Thursday, March 16, 2023

'Leave the chocolate milk out of it:' Parents, teachers, cooks and students angry at USDA over school-meal proposal

Photo by Tony Cenicola, The New York Times
Sometimes people draw a line in the sand and say, "You can't do that." That sentiment seems to be true in the case of school meals and chocolate milk. "The anger was prompted by a February proposal from the Department of Agriculture aimed at making school meals healthier by limiting the amount of added sugar and sodium in breakfasts and lunches," reports Nicholas Florko of Stat, the medicine-and-science publication of The Boston Globe. "Most chocolate milks have about 20 grams of sugar per carton. . . . The American Heart Association recommends kids consume 25 grams of added sugar. . . . But parents, teachers, and school officials simply aren’t having it. They insist children won’t drink unflavored milk — so the proposal would rob them of necessary calcium — and force them to go thirsty."

Michelle Wickstrom, a teacher from Green River, Wyoming, told Florko, "Leave the chocolate milk out of this." Florko writes, "No element of the February proposal has generated more vitriol than a suggestion that the agency might stop reimbursing schools for chocolate milk. . . . It’s not the first time efforts to rein in chocolate milk drinking have caused an uproar. New York Mayor Eric Adams quickly abandoned a plan earlier last year to ban chocolate milk in schools after outrage in the press and from members of Congress."

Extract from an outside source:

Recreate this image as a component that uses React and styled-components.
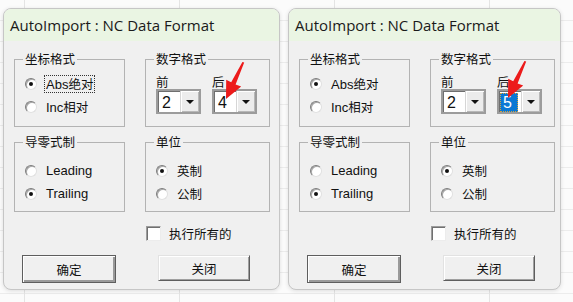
import React from "react";
import styled, { createGlobalStyle } from "styled-components";

const Global = createGlobalStyle`
  html, body { margin: 0; padding: 0; }
  body {
    width: 573px;
    height: 302px;
    overflow: hidden;
    background-color: #fbfbfb;
    background-image:
      linear-gradient(to right, transparent 24px, #e4e4e4 24px, #e4e4e4 25px, transparent 25px),
      linear-gradient(to bottom, transparent 20px, #ececec 20px, #ececec 21px, transparent 21px);
    background-size: 155px 100%, 100% 21px;
    font-family: "Liberation Sans", "Noto Sans CJK SC", sans-serif;
  }
`;

const Page = styled.div`
  display: flex;
  align-items: flex-start;
  gap: 8px;
  padding: 8px 0 0 3px;
`;

const Dialog = styled.div`
  position: relative;
  flex: none;
  box-sizing: border-box;
  width: ${(p) => p.$w}px;
  height: 282px;
  display: flex;
  flex-direction: column;
  background: #f0f0f0;
  border: 1px solid #c6c6c6;
  border-radius: 8px;
  overflow: hidden;
  box-shadow: 0 1px 4px rgba(0, 0, 0, 0.12);
`;

const TitleBar = styled.div`
  flex: none;
  height: 32px;
  display: flex;
  align-items: center;
  padding-left: 6px;
  background: #eaf5e3;
  font-family: "Open Sans", "Liberation Sans", sans-serif;
  font-size: 15px;
  color: #1a1a1a;
  white-space: nowrap;
`;

const Body = styled.div`
  display: grid;
  grid-template-columns: 111px 125px;
  grid-auto-rows: auto;
  column-gap: 20px;
  row-gap: 8px;
  padding: 11px 0 0 10px;
  align-items: start;
`;

const Group = styled.fieldset`
  box-sizing: border-box;
  margin: 0;
  min-width: 0;
  height: ${(p) => p.$h}px;
  padding: 0 0 0 10px;
  border: 1px solid #b3b3b3;
  border-radius: 0;
`;

const Legend = styled.legend`
  margin-left: -2px;
  padding: 0 2px;
  font-family: "Noto Sans CJK SC", sans-serif;
  font-size: 12.5px;
  line-height: 14px;
  color: #111;
`;

const RadioList = styled.div`
  display: flex;
  flex-direction: column;
  padding-top: ${(p) => p.$top}px;
`;

const RadioRow = styled.div`
  display: flex;
  align-items: center;
  gap: 8px;
  height: 23px;
  font-size: 13px;
  color: #111;
`;

const RadioCircle = styled.span`
  position: relative;
  flex: none;
  box-sizing: border-box;
  width: 12px;
  height: 12px;
  border-radius: 50%;
  background: #fff;
  border: 1px solid;
  border-color: #7c7c7c #e0e0e0 #e0e0e0 #7c7c7c;
  box-shadow: inset 1px 1px 0 #a8a8a8;

  &::after {
    content: "";
    display: ${(p) => (p.$on ? "block" : "none")};
    position: absolute;
    left: 3px;
    top: 3px;
    width: 4px;
    height: 4px;
    border-radius: 50%;
    background: #111;
  }
`;

const RadioText = styled.span`
  line-height: 15px;
  padding: 0 1px;
  margin-left: -1px;
  border: 1px ${(p) => (p.$focus ? "dotted #333" : "solid transparent")};
`;

const Cjk = styled.span`
  font-family: "Noto Sans CJK SC", sans-serif;
  font-size: 12.5px;
`;

const DigitCols = styled.div`
  display: flex;
  gap: 11px;
  padding-top: 8px;
`;

const DigitCol = styled.div`
  display: flex;
  flex-direction: column;
`;

const DigitLabel = styled.div`
  height: 15px;
  line-height: 15px;
  font-family: "Noto Sans CJK SC", sans-serif;
  font-size: 12.5px;
  color: #111;
`;

const Combo = styled.div`
  box-sizing: border-box;
  width: 45px;
  height: 25px;
  display: flex;
  border: 2px solid #9c9c9c;
  box-shadow: inset 1px 1px 0 #6f6f6f;
  background: #fff;
`;

const ComboValue = styled.div`
  flex: 1;
  display: flex;
  align-items: center;
  padding: 1px 0 0 1px;
`;

const ValueText = styled.span`
  box-sizing: border-box;
  height: 19px;
  line-height: 17px;
  padding: 0 ${(p) => (p.$sel ? 5 : 2)}px 0 2px;
  font-size: 16px;
  color: ${(p) => (p.$sel ? "#fff" : "#111")};
  background: ${(p) => (p.$sel ? "#0a78d4" : "transparent")};
  border: 1px ${(p) => (p.$sel ? "dotted #d9a13a" : "solid transparent")};
`;

const ComboButton = styled.div`
  flex: none;
  width: 18px;
  display: flex;
  align-items: center;
  justify-content: center;
  background: #ececec;
  border-left: 1px solid #d6d6d6;
  box-shadow: inset 1px 1px 0 #fff, inset -1px -1px 0 #b8b8b8;

  &::after {
    content: "";
    border-left: 4px solid transparent;
    border-right: 4px solid transparent;
    border-top: 4px solid #111;
  }
`;

const CheckRow = styled.div`
  grid-column: 2;
  margin-top: 6px;
  display: flex;
  align-items: center;
  gap: 8px;
  height: 15px;
  padding-left: 1px;
`;

const CheckBox = styled.span`
  box-sizing: border-box;
  width: 15px;
  height: 15px;
  background: #fff;
  border: 1px solid;
  border-color: #9c9c9c #ececec #ececec #9c9c9c;
  box-shadow: inset 1px 1px 0 #707070;
`;

const CheckText = styled.span`
  font-family: "Noto Sans CJK SC", sans-serif;
  font-size: 12.5px;
  color: #111;
`;

const Button = styled.div`
  box-sizing: border-box;
  margin-top: 6px;
  margin-left: ${(p) => (p.$default ? 8 : 13)}px;
  width: ${(p) => (p.$default ? 94 : 92)}px;
  height: ${(p) => (p.$default ? 28 : 26)}px;
  display: flex;
  align-items: center;
  justify-content: center;
  background: #f0f0f0;
  font-family: "Noto Sans CJK SC", sans-serif;
  font-size: 12.5px;
  color: #111;
  border: 1px solid ${(p) => (p.$default ? "#5e5e5e" : "#e2e2e2")};
  border-right-color: #5e5e5e;
  border-bottom-color: #5e5e5e;
  box-shadow: ${(p) =>
    p.$default
      ? "inset 1px 1px 0 #fff, inset -2px -2px 0 #9a9a9a"
      : "inset 1px 1px 0 #fff, inset -1px -1px 0 #a0a0a0"};
`;

const Arrow = styled.svg`
  position: absolute;
  left: ${(p) => p.$x}px;
  top: ${(p) => p.$y}px;
  width: 32px;
  height: 44px;
  overflow: visible;
  pointer-events: none;
`;

function RedArrow({ x, y }) {
  return (
    <Arrow $x={x} $y={y} viewBox="0 0 32 44">
      <polygon
        points="10,40 25.2,27.6 19.6,25.4 28.2,3.6 26.4,3.0 15.2,23.2 10.2,20.8"
        fill="#ec1b1b"
      />
    </Arrow>
  );
}

function Radio({ on, focus, children }) {
  return (
    <RadioRow>
      <RadioCircle $on={on} />
      <RadioText $focus={focus}>{children}</RadioText>
    </RadioRow>
  );
}

function AutoImportDialog({ width, after, selected, focusAbs, arrow }) {
  return (
    <Dialog $w={width}>
      <TitleBar>AutoImport : NC Data Format</TitleBar>
      <Body>
        <Group $h={75}>
          <Legend>坐标格式</Legend>
          <RadioList $top={6}>
            <Radio on focus={focusAbs}>
              Abs<Cjk>绝对</Cjk>
            </Radio>
            <Radio>
              Inc<Cjk>相对</Cjk>
            </Radio>
          </RadioList>
        </Group>
        <Group $h={75}>
          <Legend>数字格式</Legend>
          <DigitCols>
            <DigitCol>
              <DigitLabel>前</DigitLabel>
              <Combo>
                <ComboValue>
                  <ValueText>2</ValueText>
                </ComboValue>
                <ComboButton />
              </Combo>
            </DigitCol>
            <DigitCol>
              <DigitLabel>后</DigitLabel>
              <Combo>
                <ComboValue>
                  <ValueText $sel={selected}>{after}</ValueText>
                </ComboValue>
                <ComboButton />
              </Combo>
            </DigitCol>
          </DigitCols>
        </Group>
        <Group $h={77}>
          <Legend>导零式制</Legend>
          <RadioList $top={10}>
            <Radio>Leading</Radio>
            <Radio on>Trailing</Radio>
          </RadioList>
        </Group>
        <Group $h={77}>
          <Legend>单位</Legend>
          <RadioList $top={10}>
            <Radio on>
              <Cjk>英制</Cjk>
            </Radio>
            <Radio>
              <Cjk>公制</Cjk>
            </Radio>
          </RadioList>
        </Group>
        <CheckRow>
          <CheckBox />
          <CheckText>执行所有的</CheckText>
        </CheckRow>
        <Button $default>确定</Button>
        <Button>关闭</Button>
      </Body>
      <RedArrow x={arrow.x} y={arrow.y} />
    </Dialog>
  );
}

export default function App() {
  return (
    <>
      <Global />
      <Page>
        <AutoImportDialog width={277} after="4" focusAbs arrow={{ x: 212, y: 50 }} />
        <AutoImportDialog width={273} after="5" selected arrow={{ x: 209, y: 49 }} />
      </Page>
    </>
  );
}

Florko adds, "The long simmering spat over school meals has also spotlighted the structural weaknesses of the national meal program. While peer-reviewed research has shown that school lunches are now healthier than ever, school officials say they’re still struggling with those standards." An anonymous commenter told Florko, “Our school district’s nutrition department relies on retirees to fill our low paid — short shifted — positions because no one else wants them.  . . .You are going to make these standards so strict that schools will be forced to make scratch foods to meet sodium levels. These school nutrition employees need to be paid better so we can hire staff that has the experience and is trained.”

Dariush Mozaffarian, policy dean at the Friedman School of Nutrition Science at Boston's Tufts University, told Florko, "All of the same concerns and hysteria arose around the 2010 legislation. School staff said this was impossible, industry said this can’t happen. . . . and people said kids won’t eat the food." Florko reports, "Mozaffarian, who supports the overarching changes to the school lunch program, suggested the milk dispute could be solved by cutting the sugar in chocolate milk in half, or offering children plain whole milk instead of the low fat options."

In the ongoing chocolate milk debate, kids also weighed in: "You’re wasting white milk and money,” wrote Ben, who identified himself as a fourth grader. “Another reason you should bring back chocolate milk is because students are super mad.” Another fourth-grader, Delila, wrote, "Kids are getting dehydrated. Everyone I know likes chocolate milk. This is why chocolate milk should stay!”